(Stored items)
· · · · ·
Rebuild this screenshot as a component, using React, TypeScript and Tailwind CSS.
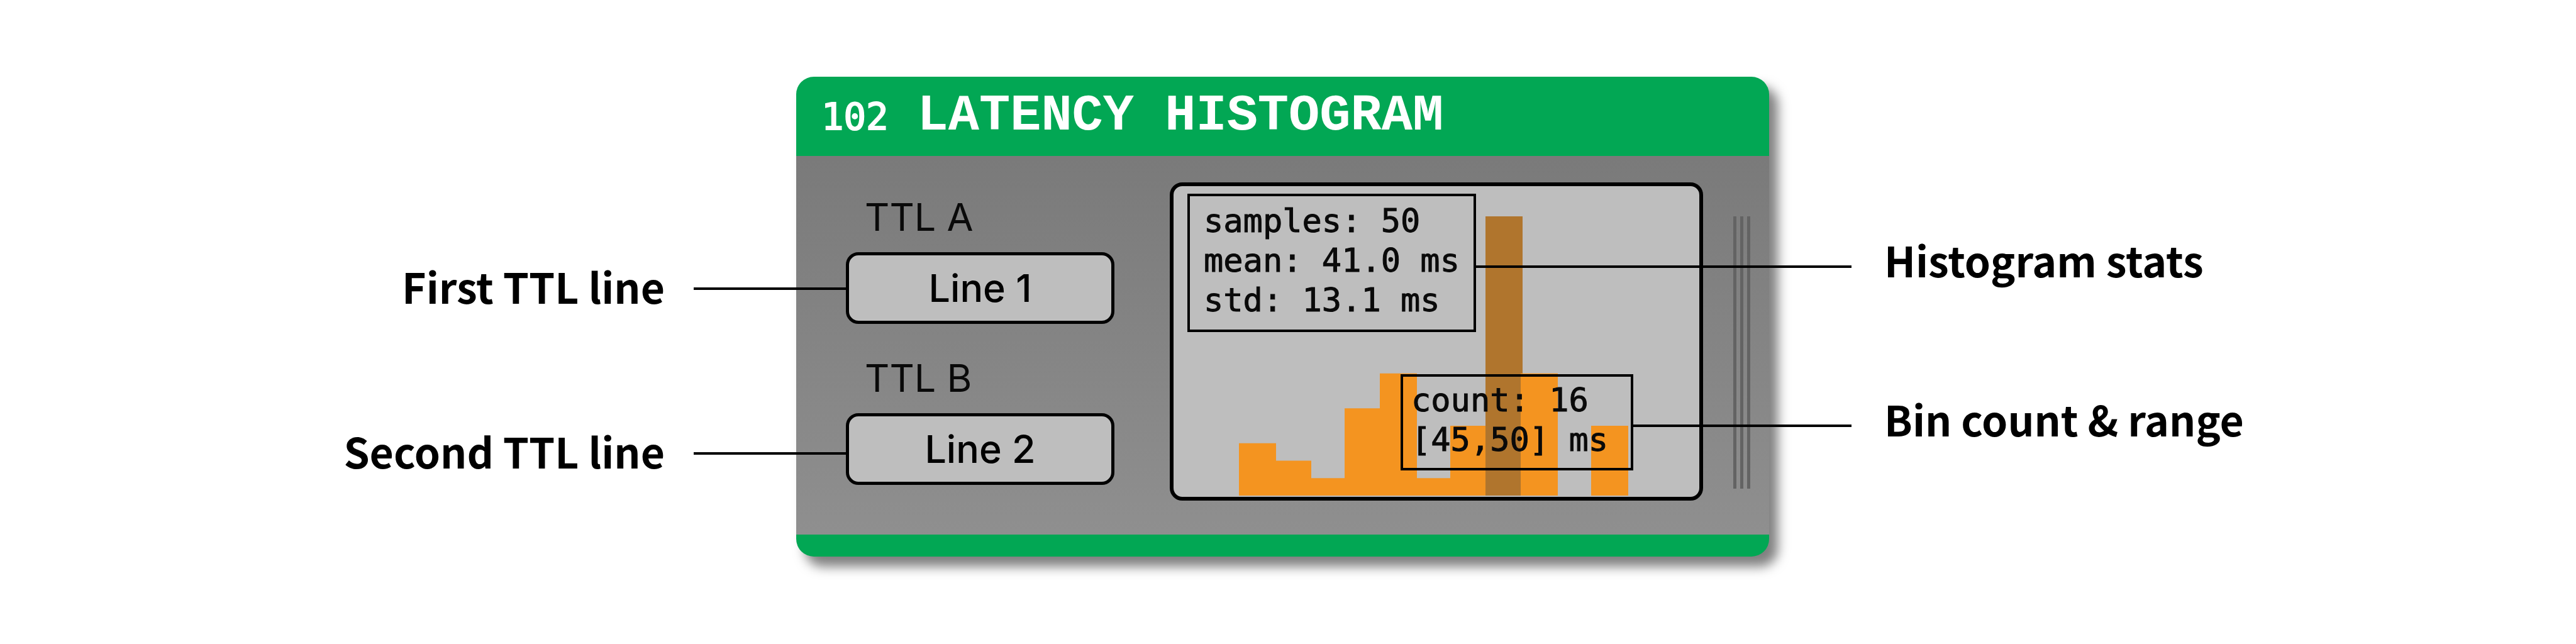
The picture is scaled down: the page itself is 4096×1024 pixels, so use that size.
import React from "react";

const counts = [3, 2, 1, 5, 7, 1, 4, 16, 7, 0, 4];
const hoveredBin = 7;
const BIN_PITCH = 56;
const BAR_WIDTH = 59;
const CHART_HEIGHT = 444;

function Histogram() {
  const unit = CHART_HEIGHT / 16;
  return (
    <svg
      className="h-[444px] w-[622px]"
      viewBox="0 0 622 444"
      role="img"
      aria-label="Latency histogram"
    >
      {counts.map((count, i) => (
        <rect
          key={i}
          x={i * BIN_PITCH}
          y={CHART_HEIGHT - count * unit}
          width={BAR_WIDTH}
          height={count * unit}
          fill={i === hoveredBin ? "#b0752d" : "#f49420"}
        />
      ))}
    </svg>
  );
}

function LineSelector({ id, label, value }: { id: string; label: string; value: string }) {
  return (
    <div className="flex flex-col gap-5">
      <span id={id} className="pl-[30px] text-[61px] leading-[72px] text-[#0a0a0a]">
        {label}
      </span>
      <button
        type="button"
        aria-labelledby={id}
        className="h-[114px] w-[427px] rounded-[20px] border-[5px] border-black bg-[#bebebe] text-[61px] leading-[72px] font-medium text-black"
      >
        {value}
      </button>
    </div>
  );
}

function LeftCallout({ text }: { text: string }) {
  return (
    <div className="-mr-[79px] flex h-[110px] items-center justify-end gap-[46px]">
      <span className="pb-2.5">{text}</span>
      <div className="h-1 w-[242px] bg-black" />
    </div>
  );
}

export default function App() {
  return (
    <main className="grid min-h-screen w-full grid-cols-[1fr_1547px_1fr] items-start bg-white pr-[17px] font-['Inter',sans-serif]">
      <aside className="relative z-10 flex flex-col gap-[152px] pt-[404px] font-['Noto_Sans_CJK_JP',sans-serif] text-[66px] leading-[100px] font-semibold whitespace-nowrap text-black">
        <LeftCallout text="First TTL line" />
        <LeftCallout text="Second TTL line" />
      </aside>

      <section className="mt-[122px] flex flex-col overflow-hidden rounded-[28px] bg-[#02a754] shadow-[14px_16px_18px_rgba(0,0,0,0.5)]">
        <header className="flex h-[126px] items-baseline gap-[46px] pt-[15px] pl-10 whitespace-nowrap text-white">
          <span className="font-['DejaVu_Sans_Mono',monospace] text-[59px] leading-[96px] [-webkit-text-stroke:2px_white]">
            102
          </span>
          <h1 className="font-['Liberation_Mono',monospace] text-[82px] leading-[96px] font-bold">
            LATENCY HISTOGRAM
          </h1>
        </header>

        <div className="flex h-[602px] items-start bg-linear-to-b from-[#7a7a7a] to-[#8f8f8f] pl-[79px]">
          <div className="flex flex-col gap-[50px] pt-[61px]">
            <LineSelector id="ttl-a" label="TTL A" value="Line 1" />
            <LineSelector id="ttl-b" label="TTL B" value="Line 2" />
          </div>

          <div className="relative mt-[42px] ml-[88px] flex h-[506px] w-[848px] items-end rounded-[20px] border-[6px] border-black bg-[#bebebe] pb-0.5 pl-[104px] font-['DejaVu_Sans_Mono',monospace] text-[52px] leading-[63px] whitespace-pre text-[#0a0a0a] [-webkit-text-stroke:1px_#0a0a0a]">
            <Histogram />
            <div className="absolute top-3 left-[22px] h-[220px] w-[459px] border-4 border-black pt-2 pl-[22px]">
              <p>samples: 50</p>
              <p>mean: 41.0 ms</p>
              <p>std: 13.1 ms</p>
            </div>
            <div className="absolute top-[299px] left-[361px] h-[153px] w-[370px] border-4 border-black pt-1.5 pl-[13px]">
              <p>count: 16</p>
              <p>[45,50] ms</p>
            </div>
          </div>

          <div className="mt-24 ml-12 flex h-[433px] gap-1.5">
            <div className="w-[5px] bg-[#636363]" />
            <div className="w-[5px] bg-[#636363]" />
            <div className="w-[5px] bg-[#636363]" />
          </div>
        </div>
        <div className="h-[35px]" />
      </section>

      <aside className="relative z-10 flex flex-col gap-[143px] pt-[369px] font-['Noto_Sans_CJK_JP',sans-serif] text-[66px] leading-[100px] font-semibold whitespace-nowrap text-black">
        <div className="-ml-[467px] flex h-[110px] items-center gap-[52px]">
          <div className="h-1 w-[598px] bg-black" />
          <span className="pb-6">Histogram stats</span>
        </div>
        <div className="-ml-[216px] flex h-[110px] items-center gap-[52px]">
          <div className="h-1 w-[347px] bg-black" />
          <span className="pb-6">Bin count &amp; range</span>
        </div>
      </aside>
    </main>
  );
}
· · · · ·
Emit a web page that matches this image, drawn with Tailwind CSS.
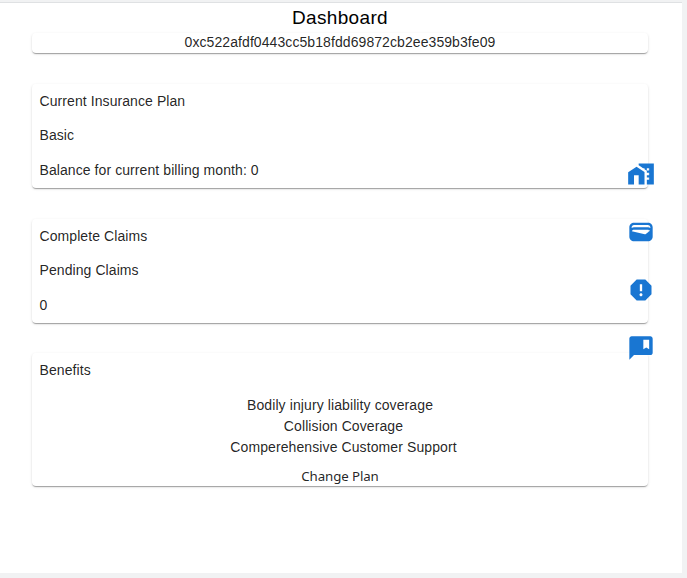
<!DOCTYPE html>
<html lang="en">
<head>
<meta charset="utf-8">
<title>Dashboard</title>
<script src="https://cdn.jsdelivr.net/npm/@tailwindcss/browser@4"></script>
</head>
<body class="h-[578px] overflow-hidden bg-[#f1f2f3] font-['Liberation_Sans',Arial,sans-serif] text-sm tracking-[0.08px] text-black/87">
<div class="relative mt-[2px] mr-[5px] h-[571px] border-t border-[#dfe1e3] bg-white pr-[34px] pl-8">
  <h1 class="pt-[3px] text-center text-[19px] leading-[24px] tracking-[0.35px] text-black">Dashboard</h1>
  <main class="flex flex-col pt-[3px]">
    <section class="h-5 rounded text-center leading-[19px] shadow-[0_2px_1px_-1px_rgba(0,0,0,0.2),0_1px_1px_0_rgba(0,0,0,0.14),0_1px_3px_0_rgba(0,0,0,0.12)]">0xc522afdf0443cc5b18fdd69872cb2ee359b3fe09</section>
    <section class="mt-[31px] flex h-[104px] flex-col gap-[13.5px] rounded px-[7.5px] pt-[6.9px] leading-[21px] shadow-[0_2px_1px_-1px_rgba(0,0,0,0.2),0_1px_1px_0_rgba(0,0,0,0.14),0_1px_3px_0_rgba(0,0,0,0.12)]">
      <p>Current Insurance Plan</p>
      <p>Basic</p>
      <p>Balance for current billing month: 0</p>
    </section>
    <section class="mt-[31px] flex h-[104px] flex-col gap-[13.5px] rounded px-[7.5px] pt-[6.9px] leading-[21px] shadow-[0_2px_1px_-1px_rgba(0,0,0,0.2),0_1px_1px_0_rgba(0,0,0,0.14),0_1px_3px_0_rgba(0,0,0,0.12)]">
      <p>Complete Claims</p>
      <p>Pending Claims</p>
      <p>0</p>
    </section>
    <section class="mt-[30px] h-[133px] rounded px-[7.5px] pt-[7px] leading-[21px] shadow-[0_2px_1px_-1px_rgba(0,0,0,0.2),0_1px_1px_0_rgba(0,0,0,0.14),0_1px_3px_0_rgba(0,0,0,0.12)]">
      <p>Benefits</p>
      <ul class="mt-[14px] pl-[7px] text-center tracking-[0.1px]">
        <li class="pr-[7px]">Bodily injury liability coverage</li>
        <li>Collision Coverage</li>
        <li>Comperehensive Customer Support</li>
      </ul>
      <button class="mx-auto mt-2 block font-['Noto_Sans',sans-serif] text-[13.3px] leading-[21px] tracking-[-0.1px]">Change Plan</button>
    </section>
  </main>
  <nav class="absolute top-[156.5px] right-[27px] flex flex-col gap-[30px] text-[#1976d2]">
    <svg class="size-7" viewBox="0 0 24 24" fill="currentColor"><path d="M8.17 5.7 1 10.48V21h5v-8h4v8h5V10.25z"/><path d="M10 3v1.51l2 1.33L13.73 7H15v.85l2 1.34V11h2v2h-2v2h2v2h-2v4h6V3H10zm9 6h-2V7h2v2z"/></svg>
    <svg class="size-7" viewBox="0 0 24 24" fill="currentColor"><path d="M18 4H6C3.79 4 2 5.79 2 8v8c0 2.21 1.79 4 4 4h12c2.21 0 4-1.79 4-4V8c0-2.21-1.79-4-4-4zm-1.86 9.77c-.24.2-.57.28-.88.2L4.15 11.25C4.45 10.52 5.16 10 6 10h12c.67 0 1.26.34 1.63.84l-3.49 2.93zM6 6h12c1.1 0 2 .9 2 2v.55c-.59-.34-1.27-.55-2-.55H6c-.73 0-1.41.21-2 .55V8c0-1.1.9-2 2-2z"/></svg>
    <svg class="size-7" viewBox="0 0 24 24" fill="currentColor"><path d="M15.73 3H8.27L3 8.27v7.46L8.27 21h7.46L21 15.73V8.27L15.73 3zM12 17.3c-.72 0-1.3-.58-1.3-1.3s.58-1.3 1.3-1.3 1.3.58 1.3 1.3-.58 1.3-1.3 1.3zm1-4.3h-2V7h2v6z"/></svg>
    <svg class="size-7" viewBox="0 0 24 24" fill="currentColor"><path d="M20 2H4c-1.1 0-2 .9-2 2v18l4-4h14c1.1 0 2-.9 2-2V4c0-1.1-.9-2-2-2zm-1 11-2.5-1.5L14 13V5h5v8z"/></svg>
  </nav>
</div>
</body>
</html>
· · · · ·
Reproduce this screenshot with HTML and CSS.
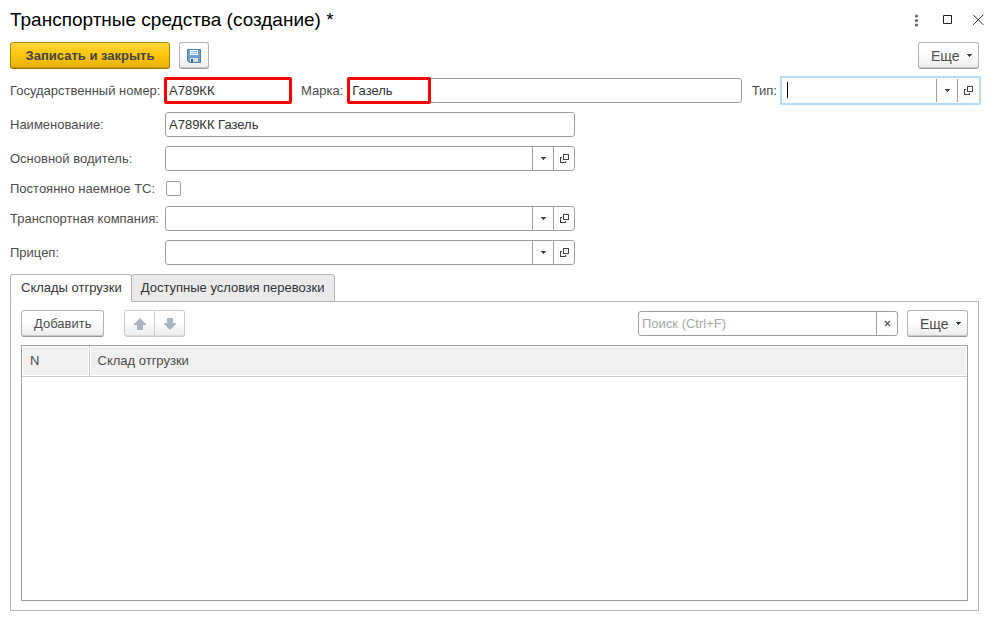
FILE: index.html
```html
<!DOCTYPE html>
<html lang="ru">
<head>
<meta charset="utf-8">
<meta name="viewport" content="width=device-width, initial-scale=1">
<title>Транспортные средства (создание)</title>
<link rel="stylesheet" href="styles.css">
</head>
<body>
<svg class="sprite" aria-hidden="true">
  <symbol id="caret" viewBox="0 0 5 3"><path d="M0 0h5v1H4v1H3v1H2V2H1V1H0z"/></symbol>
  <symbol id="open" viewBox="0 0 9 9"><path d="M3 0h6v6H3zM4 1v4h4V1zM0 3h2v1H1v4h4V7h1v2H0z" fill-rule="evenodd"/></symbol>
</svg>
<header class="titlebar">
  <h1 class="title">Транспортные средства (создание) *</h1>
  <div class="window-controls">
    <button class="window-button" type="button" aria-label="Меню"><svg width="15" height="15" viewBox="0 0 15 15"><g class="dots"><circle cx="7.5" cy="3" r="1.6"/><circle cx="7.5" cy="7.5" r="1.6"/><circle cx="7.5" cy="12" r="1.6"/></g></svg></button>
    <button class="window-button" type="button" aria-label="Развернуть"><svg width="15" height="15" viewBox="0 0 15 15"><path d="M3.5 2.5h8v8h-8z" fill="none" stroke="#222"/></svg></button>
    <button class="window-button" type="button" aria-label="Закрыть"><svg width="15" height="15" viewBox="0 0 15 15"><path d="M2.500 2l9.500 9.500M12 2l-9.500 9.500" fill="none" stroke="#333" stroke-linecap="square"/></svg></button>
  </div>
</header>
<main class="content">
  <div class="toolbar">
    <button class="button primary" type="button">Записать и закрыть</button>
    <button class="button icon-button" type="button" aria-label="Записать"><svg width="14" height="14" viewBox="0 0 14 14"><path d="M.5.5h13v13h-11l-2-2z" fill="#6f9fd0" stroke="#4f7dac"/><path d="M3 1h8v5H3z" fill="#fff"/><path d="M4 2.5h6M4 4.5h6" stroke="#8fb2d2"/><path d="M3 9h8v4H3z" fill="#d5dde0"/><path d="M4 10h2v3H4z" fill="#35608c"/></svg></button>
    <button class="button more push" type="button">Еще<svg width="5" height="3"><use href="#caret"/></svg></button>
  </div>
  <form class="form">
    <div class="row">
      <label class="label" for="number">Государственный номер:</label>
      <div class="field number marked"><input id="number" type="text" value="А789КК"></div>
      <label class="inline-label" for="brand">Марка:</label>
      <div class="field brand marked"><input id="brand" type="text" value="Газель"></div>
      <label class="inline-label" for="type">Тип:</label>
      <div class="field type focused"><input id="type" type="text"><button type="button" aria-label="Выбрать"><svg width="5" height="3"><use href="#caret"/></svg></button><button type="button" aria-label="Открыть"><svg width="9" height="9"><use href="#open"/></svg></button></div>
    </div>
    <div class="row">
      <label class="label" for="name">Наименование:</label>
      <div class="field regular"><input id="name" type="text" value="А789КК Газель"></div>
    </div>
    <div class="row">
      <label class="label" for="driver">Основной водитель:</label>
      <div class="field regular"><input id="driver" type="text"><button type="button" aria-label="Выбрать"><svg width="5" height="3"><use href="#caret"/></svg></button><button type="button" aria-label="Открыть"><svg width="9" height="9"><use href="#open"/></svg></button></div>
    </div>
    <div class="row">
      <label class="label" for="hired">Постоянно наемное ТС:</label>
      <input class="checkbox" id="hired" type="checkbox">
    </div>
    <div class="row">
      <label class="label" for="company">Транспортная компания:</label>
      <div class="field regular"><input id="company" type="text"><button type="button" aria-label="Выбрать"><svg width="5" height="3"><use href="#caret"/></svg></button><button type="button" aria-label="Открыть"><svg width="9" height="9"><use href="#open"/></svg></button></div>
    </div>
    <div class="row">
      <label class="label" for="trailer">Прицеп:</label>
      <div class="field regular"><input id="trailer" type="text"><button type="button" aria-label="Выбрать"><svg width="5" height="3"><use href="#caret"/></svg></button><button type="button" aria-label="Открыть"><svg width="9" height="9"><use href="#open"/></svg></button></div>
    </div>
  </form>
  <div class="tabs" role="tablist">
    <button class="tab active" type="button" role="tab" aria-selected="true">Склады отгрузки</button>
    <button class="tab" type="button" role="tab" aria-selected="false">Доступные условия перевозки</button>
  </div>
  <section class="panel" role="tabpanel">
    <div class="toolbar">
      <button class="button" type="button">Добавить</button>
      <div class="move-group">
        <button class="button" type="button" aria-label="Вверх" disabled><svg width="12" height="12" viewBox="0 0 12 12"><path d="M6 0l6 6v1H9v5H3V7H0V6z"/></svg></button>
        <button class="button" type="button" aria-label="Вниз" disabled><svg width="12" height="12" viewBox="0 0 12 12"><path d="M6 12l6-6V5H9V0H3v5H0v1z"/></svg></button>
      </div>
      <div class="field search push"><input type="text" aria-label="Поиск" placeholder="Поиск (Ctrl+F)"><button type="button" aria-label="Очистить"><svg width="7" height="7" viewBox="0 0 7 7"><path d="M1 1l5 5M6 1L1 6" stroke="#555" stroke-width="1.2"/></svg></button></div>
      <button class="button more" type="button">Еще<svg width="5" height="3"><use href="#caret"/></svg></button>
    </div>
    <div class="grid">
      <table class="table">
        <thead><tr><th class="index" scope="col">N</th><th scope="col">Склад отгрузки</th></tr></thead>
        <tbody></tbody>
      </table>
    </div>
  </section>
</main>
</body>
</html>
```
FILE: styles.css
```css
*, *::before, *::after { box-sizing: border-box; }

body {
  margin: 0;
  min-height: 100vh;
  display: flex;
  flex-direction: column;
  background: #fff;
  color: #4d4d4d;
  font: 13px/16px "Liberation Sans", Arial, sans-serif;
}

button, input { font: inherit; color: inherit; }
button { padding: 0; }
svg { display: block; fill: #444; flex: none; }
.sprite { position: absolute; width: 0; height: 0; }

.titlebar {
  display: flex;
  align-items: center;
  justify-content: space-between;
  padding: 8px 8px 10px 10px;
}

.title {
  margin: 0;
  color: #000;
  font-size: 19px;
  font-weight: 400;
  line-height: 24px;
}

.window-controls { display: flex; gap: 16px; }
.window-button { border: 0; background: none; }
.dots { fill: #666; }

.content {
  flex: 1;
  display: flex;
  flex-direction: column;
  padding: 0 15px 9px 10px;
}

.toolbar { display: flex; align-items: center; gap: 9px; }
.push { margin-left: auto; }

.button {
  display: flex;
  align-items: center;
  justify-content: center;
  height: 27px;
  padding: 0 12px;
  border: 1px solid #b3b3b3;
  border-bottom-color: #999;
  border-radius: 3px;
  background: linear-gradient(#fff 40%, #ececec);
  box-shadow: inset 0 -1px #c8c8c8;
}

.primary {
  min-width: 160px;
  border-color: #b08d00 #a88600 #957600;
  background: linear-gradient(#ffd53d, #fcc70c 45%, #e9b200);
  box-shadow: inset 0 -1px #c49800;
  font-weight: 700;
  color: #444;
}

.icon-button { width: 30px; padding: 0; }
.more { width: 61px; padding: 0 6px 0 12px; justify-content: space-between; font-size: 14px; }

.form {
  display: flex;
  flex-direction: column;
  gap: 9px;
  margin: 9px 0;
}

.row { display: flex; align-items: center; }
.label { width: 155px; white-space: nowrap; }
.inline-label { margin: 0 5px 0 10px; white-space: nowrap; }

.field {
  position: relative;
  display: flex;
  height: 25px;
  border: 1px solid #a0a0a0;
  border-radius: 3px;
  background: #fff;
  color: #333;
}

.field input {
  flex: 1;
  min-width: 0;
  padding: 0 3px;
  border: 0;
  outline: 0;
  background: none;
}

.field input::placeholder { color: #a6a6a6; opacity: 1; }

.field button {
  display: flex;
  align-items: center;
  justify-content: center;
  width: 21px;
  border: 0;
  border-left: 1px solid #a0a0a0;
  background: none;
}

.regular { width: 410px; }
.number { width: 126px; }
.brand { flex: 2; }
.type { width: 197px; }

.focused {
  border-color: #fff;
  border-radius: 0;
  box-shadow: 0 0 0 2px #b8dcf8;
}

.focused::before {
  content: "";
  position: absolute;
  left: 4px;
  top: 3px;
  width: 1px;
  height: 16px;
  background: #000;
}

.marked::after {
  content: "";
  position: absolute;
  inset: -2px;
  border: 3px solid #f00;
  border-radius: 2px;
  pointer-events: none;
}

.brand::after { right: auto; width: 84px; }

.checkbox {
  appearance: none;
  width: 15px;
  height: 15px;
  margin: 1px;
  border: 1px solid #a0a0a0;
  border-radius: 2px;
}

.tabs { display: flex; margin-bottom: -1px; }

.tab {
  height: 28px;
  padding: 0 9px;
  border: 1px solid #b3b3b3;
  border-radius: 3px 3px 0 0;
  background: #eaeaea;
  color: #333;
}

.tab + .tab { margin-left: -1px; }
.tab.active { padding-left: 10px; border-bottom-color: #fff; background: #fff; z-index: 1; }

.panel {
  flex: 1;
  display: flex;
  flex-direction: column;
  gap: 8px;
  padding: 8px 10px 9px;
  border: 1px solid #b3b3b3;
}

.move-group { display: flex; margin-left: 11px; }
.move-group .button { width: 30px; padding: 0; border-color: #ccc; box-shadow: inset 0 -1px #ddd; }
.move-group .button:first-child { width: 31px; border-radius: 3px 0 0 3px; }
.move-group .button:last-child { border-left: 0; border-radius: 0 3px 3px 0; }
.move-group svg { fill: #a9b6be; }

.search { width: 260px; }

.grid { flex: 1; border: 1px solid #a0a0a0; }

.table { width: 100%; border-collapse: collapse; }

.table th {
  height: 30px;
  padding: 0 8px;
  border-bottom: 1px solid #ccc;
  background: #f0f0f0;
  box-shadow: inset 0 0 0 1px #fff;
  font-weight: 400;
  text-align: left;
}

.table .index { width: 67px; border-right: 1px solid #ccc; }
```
· · · · ·
Stated goal:
Collect each line above holding the string "page".

Response to this task:
The picture is scaled down: the page itself is 4096×1024 pixels, so use that size.
Emit a web page that matches this image, drawn with Tailwind CSS.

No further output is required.